▶ The task: Search the data for the word "that" and copy every line where it occurs.

— Start of Data excerpt —

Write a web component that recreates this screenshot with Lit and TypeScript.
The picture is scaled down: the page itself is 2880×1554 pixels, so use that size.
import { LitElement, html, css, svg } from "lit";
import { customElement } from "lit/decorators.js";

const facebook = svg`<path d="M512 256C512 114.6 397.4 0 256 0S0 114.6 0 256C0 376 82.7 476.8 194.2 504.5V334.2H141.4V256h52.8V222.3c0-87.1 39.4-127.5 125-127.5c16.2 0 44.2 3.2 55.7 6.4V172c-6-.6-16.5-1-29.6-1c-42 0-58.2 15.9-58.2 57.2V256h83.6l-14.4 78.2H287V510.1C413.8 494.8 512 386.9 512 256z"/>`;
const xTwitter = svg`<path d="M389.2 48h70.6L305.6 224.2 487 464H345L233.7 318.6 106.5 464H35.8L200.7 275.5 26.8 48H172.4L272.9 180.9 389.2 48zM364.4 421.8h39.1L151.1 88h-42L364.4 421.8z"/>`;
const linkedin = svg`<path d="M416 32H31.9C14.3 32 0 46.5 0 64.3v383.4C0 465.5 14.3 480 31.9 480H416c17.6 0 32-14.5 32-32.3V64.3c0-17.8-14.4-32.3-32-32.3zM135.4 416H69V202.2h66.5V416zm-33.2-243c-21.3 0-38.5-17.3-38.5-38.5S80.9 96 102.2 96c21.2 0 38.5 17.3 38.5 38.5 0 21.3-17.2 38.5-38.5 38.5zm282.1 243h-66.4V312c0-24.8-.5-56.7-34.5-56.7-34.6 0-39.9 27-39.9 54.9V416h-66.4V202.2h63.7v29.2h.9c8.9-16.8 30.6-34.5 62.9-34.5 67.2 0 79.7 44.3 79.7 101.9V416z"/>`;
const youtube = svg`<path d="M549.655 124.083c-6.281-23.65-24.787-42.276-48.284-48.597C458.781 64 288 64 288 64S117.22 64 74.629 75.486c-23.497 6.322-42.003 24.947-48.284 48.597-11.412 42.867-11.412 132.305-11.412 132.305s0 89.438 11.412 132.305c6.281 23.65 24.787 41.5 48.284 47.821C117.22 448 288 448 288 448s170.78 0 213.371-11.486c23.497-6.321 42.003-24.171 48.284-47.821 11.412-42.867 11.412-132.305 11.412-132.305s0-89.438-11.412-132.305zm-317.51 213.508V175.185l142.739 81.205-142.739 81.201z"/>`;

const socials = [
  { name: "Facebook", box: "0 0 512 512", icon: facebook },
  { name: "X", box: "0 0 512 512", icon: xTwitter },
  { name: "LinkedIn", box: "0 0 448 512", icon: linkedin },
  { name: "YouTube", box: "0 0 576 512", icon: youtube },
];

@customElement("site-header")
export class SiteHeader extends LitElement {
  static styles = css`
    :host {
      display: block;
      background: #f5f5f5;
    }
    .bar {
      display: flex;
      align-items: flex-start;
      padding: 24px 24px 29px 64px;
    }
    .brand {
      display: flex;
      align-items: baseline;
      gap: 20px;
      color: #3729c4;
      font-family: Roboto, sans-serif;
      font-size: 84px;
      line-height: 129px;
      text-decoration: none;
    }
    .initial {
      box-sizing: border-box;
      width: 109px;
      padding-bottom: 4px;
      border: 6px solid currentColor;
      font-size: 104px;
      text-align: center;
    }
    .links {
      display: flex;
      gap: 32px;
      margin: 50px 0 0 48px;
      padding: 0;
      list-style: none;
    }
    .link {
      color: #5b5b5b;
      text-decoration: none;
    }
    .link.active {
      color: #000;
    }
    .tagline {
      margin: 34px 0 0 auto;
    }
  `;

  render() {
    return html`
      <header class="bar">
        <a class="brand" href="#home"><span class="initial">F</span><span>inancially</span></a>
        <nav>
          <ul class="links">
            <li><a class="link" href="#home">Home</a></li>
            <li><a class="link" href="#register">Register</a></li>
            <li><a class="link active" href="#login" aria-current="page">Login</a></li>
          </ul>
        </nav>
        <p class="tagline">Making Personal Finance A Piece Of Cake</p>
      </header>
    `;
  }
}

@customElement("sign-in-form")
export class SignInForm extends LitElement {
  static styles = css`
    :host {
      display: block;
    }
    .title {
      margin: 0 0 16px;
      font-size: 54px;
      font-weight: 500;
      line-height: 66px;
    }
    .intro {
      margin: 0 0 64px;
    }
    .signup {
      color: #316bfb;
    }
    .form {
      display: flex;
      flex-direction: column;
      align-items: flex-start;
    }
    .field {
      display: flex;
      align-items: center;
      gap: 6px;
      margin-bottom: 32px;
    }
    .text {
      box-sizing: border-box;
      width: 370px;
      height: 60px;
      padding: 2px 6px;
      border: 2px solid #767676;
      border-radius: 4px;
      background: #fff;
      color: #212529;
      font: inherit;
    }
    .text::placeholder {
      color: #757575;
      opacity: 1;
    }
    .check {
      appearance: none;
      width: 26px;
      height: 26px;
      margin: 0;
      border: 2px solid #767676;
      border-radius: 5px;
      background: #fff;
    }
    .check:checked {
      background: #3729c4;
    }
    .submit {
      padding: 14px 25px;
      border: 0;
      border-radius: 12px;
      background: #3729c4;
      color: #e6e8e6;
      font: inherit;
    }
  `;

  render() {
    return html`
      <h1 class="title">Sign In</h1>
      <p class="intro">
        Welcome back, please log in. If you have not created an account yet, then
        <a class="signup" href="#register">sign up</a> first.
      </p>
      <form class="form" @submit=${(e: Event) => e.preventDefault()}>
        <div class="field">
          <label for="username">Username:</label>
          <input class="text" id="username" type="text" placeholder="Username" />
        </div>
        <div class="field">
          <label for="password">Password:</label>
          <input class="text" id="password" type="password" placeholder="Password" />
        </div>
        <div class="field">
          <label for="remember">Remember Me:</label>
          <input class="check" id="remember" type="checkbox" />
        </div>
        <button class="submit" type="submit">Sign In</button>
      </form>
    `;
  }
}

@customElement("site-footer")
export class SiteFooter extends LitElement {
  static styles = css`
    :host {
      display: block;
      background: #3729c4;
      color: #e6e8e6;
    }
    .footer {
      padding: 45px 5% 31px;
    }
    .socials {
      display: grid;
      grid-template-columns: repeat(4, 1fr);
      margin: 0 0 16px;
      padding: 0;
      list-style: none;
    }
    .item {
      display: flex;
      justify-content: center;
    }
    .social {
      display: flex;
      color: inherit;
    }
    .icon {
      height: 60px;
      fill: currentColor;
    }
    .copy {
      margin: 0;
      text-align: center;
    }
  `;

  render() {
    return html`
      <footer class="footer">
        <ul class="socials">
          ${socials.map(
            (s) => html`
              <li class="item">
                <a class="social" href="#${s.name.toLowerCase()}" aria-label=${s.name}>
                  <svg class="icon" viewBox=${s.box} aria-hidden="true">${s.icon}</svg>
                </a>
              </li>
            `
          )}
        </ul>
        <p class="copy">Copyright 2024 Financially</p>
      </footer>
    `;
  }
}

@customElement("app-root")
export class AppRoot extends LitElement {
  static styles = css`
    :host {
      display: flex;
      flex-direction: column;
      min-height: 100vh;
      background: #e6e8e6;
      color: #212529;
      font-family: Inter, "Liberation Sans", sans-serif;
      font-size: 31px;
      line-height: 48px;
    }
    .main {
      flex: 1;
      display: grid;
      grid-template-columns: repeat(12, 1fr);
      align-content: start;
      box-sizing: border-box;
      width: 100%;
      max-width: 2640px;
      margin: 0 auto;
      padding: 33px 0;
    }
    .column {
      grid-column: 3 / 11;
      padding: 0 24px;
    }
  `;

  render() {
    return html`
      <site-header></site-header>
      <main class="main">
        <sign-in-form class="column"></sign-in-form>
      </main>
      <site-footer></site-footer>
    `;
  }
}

— End of Data excerpt —

▶ Final answer:
Write a web component that recreates this screenshot with Lit and TypeScript.
The picture is scaled down: the page itself is 2880×1554 pixels, so use that size.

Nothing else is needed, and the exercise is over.